You walked away because the relationship was hurting you.
You’ve stayed away because nothing has changed.
And yet somewhere underneath all of that, there’s a small, stubborn part of you that still checks for their name on your phone, still half-expects the apology, still imagines the version of them that would make everything different. That hope isn’t weakness. It’s the last piece of the original attachment that hasn’t let go yet.
9. “Do I owe them forgiveness?”
This question arrives from every direction—religion, therapy, well-meaning friends, cultural expectations. Forgiveness is framed as the path to healing so often that refusing to forgive can feel like a personal failure rather than a legitimate choice.
But for many people who’ve been through estrangement, forgiveness doesn’t feel like something they’re withholding out of spite. It feels like something that hasn’t been earned.
And the pressure to offer it anyway—before it’s ready, before it’s real—can feel like one more way the world is asking them to prioritize the other person’s comfort over their own healing.
10. “Who would I be if this hadn’t happened to me?”
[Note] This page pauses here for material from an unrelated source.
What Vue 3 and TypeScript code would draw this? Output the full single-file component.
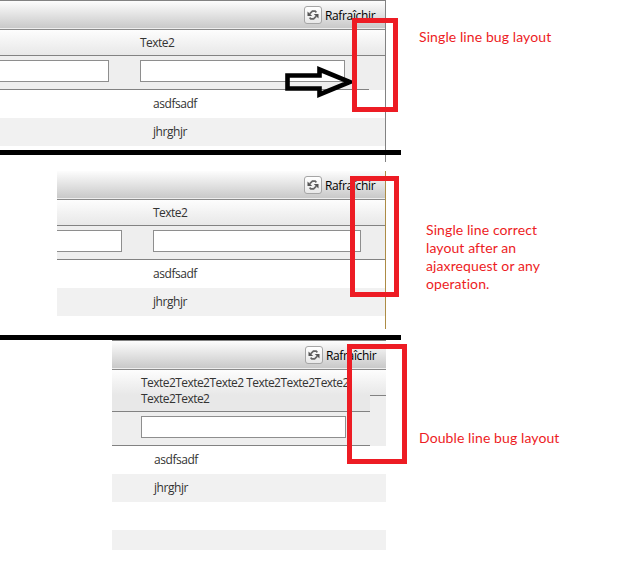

According to a 2025 study published in Frontiers in Sociology, adults who experience family estrangement often undergo what researchers describe as an “emotional resocialization process”—a fundamental reshaping of how they relate to themselves, others, and the concept of family itself.
This question sits underneath all the others. It’s the one people think about when they’re driving alone or lying awake at night.
Would I be more trusting?
Would I be less guarded?
Would I know how to let people in without bracing for impact?
The person they are now was partly shaped by the loss, and wondering who they might have been without it is one of the quietest and most persistent forms of grief estrangement produces.
11. “Can I build an identity that doesn’t revolve around what I lost?”
This is where most people eventually arrive—not with a clean resolution, but with a tired, honest willingness to try.
The estrangement happened. The identity it disrupted isn’t coming back in its original form. And the questions that followed it aren’t going away completely.
What does shift, slowly, is the relationship with the questions themselves. They stop being emergencies and start becoming things you carry more lightly. You stop waiting for the answers to arrive fully formed and start building a life that doesn’t depend on them.
And the identity that eventually takes shape isn’t the one you had before—it’s the one you built after, with whatever honesty and imperfect clarity you could find.